If it is the headset experience itself you are chasing rather than one network, it is worth understanding what Vision Pro does best across all your viewing, which we cover in the benefits of watching on Vision Pro. For the full shortlist of what we recommend installing first, our roundup of the best streaming and TV apps for Vision Pro is the place to start, and you can browse everything in the streaming and TV category for more picks across iPhone, iPad, and Mac.

FAQ

Do I need a cable or streaming subscription to watch live games on Fox Sports?

Yes, for live games you do. Fox Sports asks you to sign in with a TV provider such as YouTube TV, Hulu with Live TV, DirecTV, or a traditional cable login that includes Fox. Some on demand clips and highlights are free, but the live broadcasts stay behind that login wall.

Is there a real Vision Pro app, or am I watching the iPhone version?
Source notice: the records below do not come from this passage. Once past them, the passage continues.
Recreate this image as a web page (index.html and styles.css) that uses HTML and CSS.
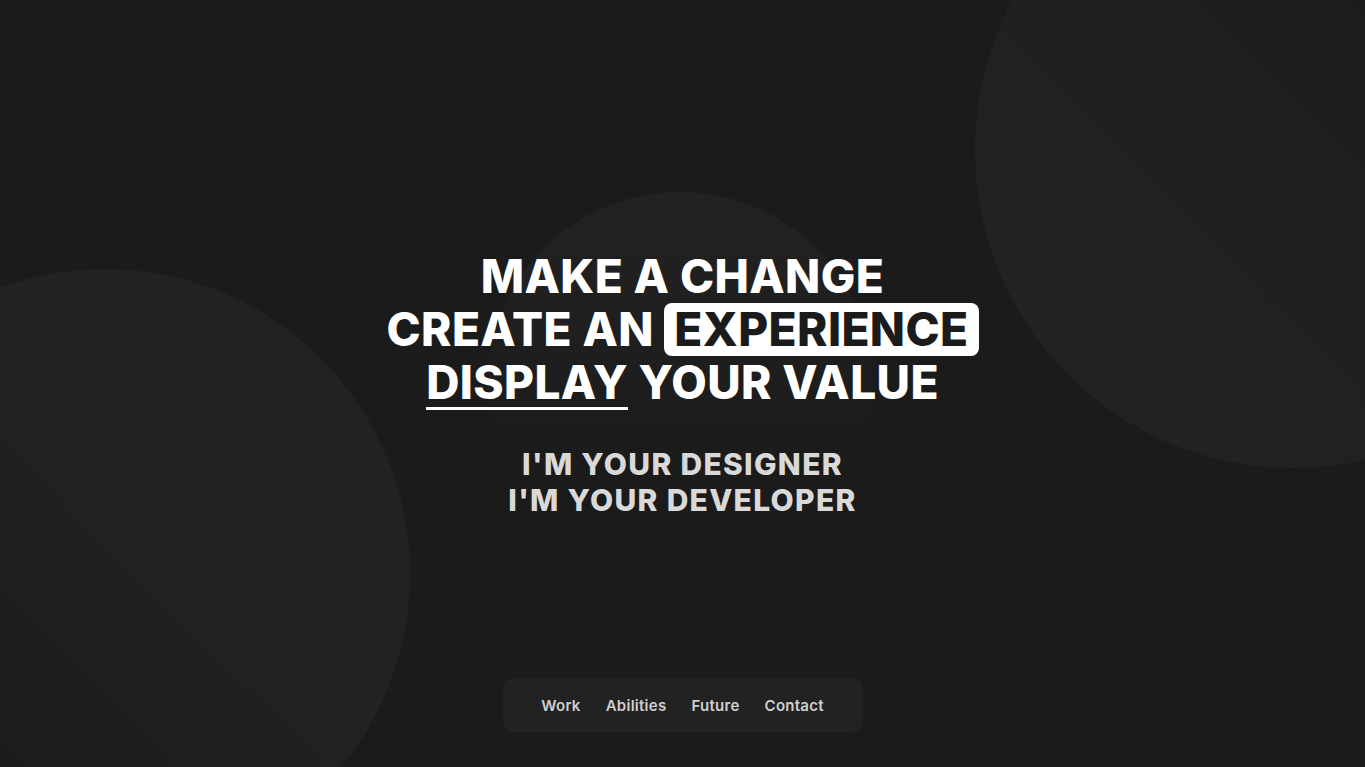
FILE: index.html
```html
<!DOCTYPE html>
<html lang="en">
<head>
<meta charset="utf-8">
<title>Make a change</title>
<link rel="stylesheet" href="styles.css">
</head>
<body>
<div class="page">
  <div class="blob blob-left"></div>
  <div class="blob blob-mid"></div>
  <div class="blob blob-right"></div>
  <main class="hero">
    <h1 class="headline">
      <span class="line">MAKE A CHANGE</span>
      <span class="line">CREATE AN <span class="boxed">EXPERIENCE</span></span>
      <span class="line"><span class="under">DISPLAY</span> YOUR VALUE</span>
    </h1>
    <p class="sub">
      <span class="line">I'M YOUR DESIGNER</span>
      <span class="line">I'M YOUR DEVELOPER</span>
    </p>
  </main>
  <nav class="nav">
    <a href="#">Work</a>
    <a href="#">Abilities</a>
    <a href="#">Future</a>
    <a href="#">Contact</a>
  </nav>
</div>
</body>
</html>
```
FILE: styles.css
```css
* { box-sizing: border-box; }
html, body { margin: 0; padding: 0; }
body {
  background: #1b1b1b;
  font-family: Inter, "Open Sans", "Liberation Sans", sans-serif;
  color: #fff;
  overflow: hidden;
}
.page {
  position: relative;
  width: 100%;
  height: 767px;
  overflow: hidden;
  display: flex;
  align-items: center;
  justify-content: center;
}
.blob {
  position: absolute;
  border-radius: 50%;
  z-index: 0;
}
.blob-left {
  width: 610px; height: 610px;
  left: -200px; top: 269px;
  background: linear-gradient(45deg, #1b1b1b 22%, #222 60%, #222 100%);
}
.blob-mid {
  width: 386px; height: 386px;
  left: 487px; top: 192px;
  background: linear-gradient(180deg, #222 0%, #1e1e1e 45%, #1b1b1b 70%);
}
.blob-right {
  width: 636px; height: 636px;
  left: 975px; top: -168px;
  background: linear-gradient(225deg, #1b1b1b 28%, #202020 55%, #232323 100%);
}
.hero {
  position: relative;
  z-index: 1;
  text-align: center;
}
.headline {
  margin: 0;
  font-size: 46px;
  line-height: 53px;
  font-weight: 800;
  letter-spacing: 0.4px;
}
.line { display: block; }
.boxed {
  display: inline-block;
  background: #fff;
  color: #1b1b1b;
  border-radius: 8px;
  padding: 0 10px;
  line-height: 53px;
}
.under {
  display: inline-block;
  border-bottom: 3px solid #fff;
  line-height: 49px;
}
.sub {
  margin: 36px 0 0;
  font-size: 30px;
  line-height: 36px;
  font-weight: 800;
  color: #d9d9d9;
  letter-spacing: 1.3px;
}
.nav {
  position: absolute;
  z-index: 2;
  left: 50%;
  bottom: 35px;
  transform: translateX(-50%);
  width: 360px;
  height: 54px;
  background: #222;
  border-radius: 10px;
  display: flex;
  align-items: center;
  justify-content: center;
  gap: 25px;
}
.nav a {
  color: #cfcfcf;
  text-decoration: none;
  font-size: 15px;
  font-weight: 600;
  letter-spacing: 0.27px;
}
```
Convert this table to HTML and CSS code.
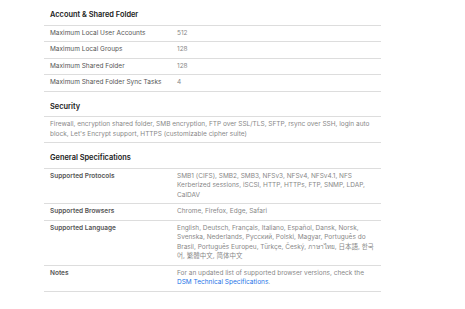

There is no dedicated spatial app yet. On Vision Pro you install the iPad version of Fox Sports, which opens in a resizable floating window. It looks great as a giant screen, but it is not a built from scratch immersive experience, so set your expectations there.

Why does my stream stutter or buffer during big games?

Almost always it is the connection or peak demand. Live sports are unforgiving, so get on the 5 GHz band of your Wi-Fi, close other heavy apps, and accept that during a hugely popular game the servers themselves can strain. On iPhone, switch from cellular to Wi-Fi for a noticeably steadier feed.

Can I watch two games at once on Vision Pro?

Not as two full broadcasts inside the app, but you can get close. Put the live game on the big floating window and use your followed teams and score alerts on an iPhone or iPad nearby as a live second screen. It is a simple way to keep one eye on the result you care about while the main game plays.